== EXERCISE TASK ==
Reproduce the listing word for word. Skip any image.

== EXTRACTED RECORDS ==
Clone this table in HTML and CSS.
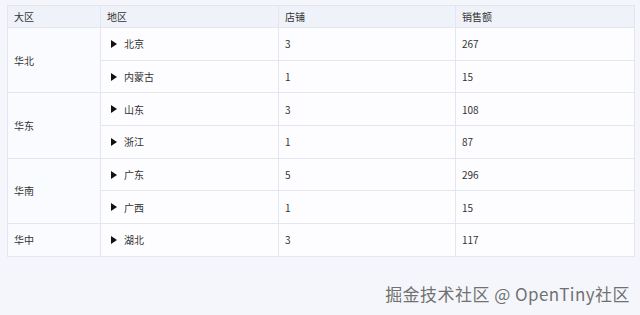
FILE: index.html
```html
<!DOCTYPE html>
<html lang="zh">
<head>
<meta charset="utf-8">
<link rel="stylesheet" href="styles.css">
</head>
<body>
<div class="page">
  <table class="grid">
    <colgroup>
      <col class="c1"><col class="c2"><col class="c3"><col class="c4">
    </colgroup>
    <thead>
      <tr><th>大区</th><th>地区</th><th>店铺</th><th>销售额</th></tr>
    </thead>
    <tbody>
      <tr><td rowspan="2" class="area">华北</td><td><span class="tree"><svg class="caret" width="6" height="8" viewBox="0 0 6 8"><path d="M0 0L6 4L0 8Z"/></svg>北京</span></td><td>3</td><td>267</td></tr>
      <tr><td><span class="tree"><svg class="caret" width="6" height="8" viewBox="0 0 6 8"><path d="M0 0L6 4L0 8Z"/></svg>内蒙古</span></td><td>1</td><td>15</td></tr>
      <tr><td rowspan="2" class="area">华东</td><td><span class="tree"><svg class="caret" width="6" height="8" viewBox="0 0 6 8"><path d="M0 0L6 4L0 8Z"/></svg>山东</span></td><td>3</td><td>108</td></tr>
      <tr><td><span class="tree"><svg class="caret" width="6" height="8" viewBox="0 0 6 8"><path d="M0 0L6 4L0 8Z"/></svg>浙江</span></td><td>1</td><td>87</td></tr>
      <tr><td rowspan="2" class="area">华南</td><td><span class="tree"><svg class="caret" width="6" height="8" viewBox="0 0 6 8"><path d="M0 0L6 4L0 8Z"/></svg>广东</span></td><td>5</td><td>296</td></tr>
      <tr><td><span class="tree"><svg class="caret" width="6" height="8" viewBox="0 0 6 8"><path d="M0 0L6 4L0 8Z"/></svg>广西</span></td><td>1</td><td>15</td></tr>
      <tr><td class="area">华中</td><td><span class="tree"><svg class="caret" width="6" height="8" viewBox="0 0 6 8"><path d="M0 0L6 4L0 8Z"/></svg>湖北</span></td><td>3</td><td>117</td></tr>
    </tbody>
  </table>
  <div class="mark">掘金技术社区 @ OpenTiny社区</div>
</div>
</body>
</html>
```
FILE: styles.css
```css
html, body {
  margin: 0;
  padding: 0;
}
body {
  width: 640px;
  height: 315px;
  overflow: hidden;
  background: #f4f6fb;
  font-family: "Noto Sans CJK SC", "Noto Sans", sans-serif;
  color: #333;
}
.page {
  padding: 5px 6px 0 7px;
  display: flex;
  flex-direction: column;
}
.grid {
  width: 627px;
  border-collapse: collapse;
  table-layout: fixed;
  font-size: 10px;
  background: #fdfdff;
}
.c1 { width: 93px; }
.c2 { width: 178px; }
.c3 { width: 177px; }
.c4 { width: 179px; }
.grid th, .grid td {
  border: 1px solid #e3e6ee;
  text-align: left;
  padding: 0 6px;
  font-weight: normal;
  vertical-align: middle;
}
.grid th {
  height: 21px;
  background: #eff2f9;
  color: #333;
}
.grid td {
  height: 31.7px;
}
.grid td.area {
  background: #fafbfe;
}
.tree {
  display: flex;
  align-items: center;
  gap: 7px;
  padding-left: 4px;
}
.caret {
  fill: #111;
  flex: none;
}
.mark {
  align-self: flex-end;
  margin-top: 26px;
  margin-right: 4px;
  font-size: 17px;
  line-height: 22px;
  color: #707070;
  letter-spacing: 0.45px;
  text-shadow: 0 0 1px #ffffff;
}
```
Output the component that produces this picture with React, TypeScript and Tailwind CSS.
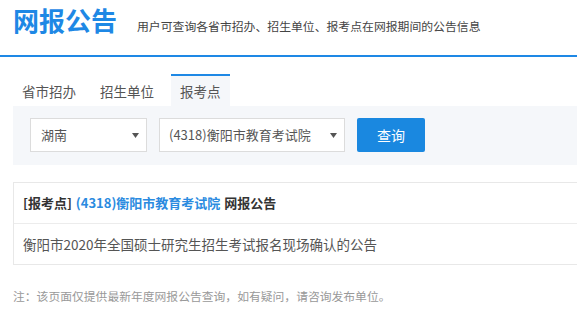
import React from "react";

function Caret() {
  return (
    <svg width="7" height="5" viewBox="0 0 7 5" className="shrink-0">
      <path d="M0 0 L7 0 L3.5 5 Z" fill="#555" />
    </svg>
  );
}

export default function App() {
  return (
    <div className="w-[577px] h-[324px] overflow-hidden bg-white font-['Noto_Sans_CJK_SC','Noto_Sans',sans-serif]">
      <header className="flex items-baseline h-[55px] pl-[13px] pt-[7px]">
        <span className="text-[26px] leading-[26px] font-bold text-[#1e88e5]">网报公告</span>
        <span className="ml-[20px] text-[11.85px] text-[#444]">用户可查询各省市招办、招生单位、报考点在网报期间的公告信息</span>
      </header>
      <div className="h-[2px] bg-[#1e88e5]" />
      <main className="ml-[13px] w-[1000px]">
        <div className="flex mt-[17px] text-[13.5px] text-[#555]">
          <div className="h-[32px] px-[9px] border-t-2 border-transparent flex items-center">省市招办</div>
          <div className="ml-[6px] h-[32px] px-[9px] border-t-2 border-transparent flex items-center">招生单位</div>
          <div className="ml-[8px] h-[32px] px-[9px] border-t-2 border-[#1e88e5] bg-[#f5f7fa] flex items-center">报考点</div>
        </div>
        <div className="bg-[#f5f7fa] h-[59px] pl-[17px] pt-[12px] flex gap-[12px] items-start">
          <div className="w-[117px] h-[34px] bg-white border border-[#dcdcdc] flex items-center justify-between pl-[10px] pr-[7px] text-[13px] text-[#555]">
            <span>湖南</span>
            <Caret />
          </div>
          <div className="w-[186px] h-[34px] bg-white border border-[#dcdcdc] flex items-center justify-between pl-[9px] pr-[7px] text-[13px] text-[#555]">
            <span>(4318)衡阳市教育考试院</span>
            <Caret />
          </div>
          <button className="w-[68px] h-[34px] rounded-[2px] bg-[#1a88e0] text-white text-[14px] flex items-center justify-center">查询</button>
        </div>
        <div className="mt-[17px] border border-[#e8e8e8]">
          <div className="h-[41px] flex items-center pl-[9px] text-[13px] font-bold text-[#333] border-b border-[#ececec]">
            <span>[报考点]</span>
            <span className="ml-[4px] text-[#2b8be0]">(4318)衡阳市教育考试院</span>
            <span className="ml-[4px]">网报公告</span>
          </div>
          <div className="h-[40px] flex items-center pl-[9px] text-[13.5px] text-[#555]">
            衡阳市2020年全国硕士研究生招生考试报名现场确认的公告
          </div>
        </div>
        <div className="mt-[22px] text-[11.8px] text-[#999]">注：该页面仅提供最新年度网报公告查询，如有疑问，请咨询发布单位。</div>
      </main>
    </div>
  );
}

== WRITTEN ANSWER ==
Clone this table in HTML and CSS.
FILE: index.html
```html
<!DOCTYPE html>
<html lang="zh">
<head>
<meta charset="utf-8">
<link rel="stylesheet" href="styles.css">
</head>
<body>
<div class="page">
  <table class="grid">
    <colgroup>
      <col class="c1"><col class="c2"><col class="c3"><col class="c4">
    </colgroup>
    <thead>
      <tr><th>大区</th><th>地区</th><th>店铺</th><th>销售额</th></tr>
    </thead>
    <tbody>
      <tr><td rowspan="2" class="area">华北</td><td><span class="tree"><svg class="caret" width="6" height="8" viewBox="0 0 6 8"><path d="M0 0L6 4L0 8Z"/></svg>北京</span></td><td>3</td><td>267</td></tr>
      <tr><td><span class="tree"><svg class="caret" width="6" height="8" viewBox="0 0 6 8"><path d="M0 0L6 4L0 8Z"/></svg>内蒙古</span></td><td>1</td><td>15</td></tr>
      <tr><td rowspan="2" class="area">华东</td><td><span class="tree"><svg class="caret" width="6" height="8" viewBox="0 0 6 8"><path d="M0 0L6 4L0 8Z"/></svg>山东</span></td><td>3</td><td>108</td></tr>
      <tr><td><span class="tree"><svg class="caret" width="6" height="8" viewBox="0 0 6 8"><path d="M0 0L6 4L0 8Z"/></svg>浙江</span></td><td>1</td><td>87</td></tr>
      <tr><td rowspan="2" class="area">华南</td><td><span class="tree"><svg class="caret" width="6" height="8" viewBox="0 0 6 8"><path d="M0 0L6 4L0 8Z"/></svg>广东</span></td><td>5</td><td>296</td></tr>
      <tr><td><span class="tree"><svg class="caret" width="6" height="8" viewBox="0 0 6 8"><path d="M0 0L6 4L0 8Z"/></svg>广西</span></td><td>1</td><td>15</td></tr>
      <tr><td class="area">华中</td><td><span class="tree"><svg class="caret" width="6" height="8" viewBox="0 0 6 8"><path d="M0 0L6 4L0 8Z"/></svg>湖北</span></td><td>3</td><td>117</td></tr>
    </tbody>
  </table>
  <div class="mark">掘金技术社区 @ OpenTiny社区</div>
</div>
</body>
</html>
```
FILE: styles.css
```css
html, body {
  margin: 0;
  padding: 0;
}
body {
  width: 640px;
  height: 315px;
  overflow: hidden;
  background: #f4f6fb;
  font-family: "Noto Sans CJK SC", "Noto Sans", sans-serif;
  color: #333;
}
.page {
  padding: 5px 6px 0 7px;
  display: flex;
  flex-direction: column;
}
.grid {
  width: 627px;
  border-collapse: collapse;
  table-layout: fixed;
  font-size: 10px;
  background: #fdfdff;
}
.c1 { width: 93px; }
.c2 { width: 178px; }
.c3 { width: 177px; }
.c4 { width: 179px; }
.grid th, .grid td {
  border: 1px solid #e3e6ee;
  text-align: left;
  padding: 0 6px;
  font-weight: normal;
  vertical-align: middle;
}
.grid th {
  height: 21px;
  background: #eff2f9;
  color: #333;
}
.grid td {
  height: 31.7px;
}
.grid td.area {
  background: #fafbfe;
}
.tree {
  display: flex;
  align-items: center;
  gap: 7px;
  padding-left: 4px;
}
.caret {
  fill: #111;
  flex: none;
}
.mark {
  align-self: flex-end;
  margin-top: 26px;
  margin-right: 4px;
  font-size: 17px;
  line-height: 22px;
  color: #707070;
  letter-spacing: 0.45px;
  text-shadow: 0 0 1px #ffffff;
}
```
Output the component that produces this picture with React, TypeScript and Tailwind CSS.
import React from "react";

function Caret() {
  return (
    <svg width="7" height="5" viewBox="0 0 7 5" className="shrink-0">
      <path d="M0 0 L7 0 L3.5 5 Z" fill="#555" />
    </svg>
  );
}

export default function App() {
  return (
    <div className="w-[577px] h-[324px] overflow-hidden bg-white font-['Noto_Sans_CJK_SC','Noto_Sans',sans-serif]">
      <header className="flex items-baseline h-[55px] pl-[13px] pt-[7px]">
        <span className="text-[26px] leading-[26px] font-bold text-[#1e88e5]">网报公告</span>
        <span className="ml-[20px] text-[11.85px] text-[#444]">用户可查询各省市招办、招生单位、报考点在网报期间的公告信息</span>
      </header>
      <div className="h-[2px] bg-[#1e88e5]" />
      <main className="ml-[13px] w-[1000px]">
        <div className="flex mt-[17px] text-[13.5px] text-[#555]">
          <div className="h-[32px] px-[9px] border-t-2 border-transparent flex items-center">省市招办</div>
          <div className="ml-[6px] h-[32px] px-[9px] border-t-2 border-transparent flex items-center">招生单位</div>
          <div className="ml-[8px] h-[32px] px-[9px] border-t-2 border-[#1e88e5] bg-[#f5f7fa] flex items-center">报考点</div>
        </div>
        <div className="bg-[#f5f7fa] h-[59px] pl-[17px] pt-[12px] flex gap-[12px] items-start">
          <div className="w-[117px] h-[34px] bg-white border border-[#dcdcdc] flex items-center justify-between pl-[10px] pr-[7px] text-[13px] text-[#555]">
            <span>湖南</span>
            <Caret />
          </div>
          <div className="w-[186px] h-[34px] bg-white border border-[#dcdcdc] flex items-center justify-between pl-[9px] pr-[7px] text-[13px] text-[#555]">
            <span>(4318)衡阳市教育考试院</span>
            <Caret />
          </div>
          <button className="w-[68px] h-[34px] rounded-[2px] bg-[#1a88e0] text-white text-[14px] flex items-center justify-center">查询</button>
        </div>
        <div className="mt-[17px] border border-[#e8e8e8]">
          <div className="h-[41px] flex items-center pl-[9px] text-[13px] font-bold text-[#333] border-b border-[#ececec]">
            <span>[报考点]</span>
            <span className="ml-[4px] text-[#2b8be0]">(4318)衡阳市教育考试院</span>
            <span className="ml-[4px]">网报公告</span>
          </div>
          <div className="h-[40px] flex items-center pl-[9px] text-[13.5px] text-[#555]">
            衡阳市2020年全国硕士研究生招生考试报名现场确认的公告
          </div>
        </div>
        <div className="mt-[22px] text-[11.8px] text-[#999]">注：该页面仅提供最新年度网报公告查询，如有疑问，请咨询发布单位。</div>
      </main>
    </div>
  );
}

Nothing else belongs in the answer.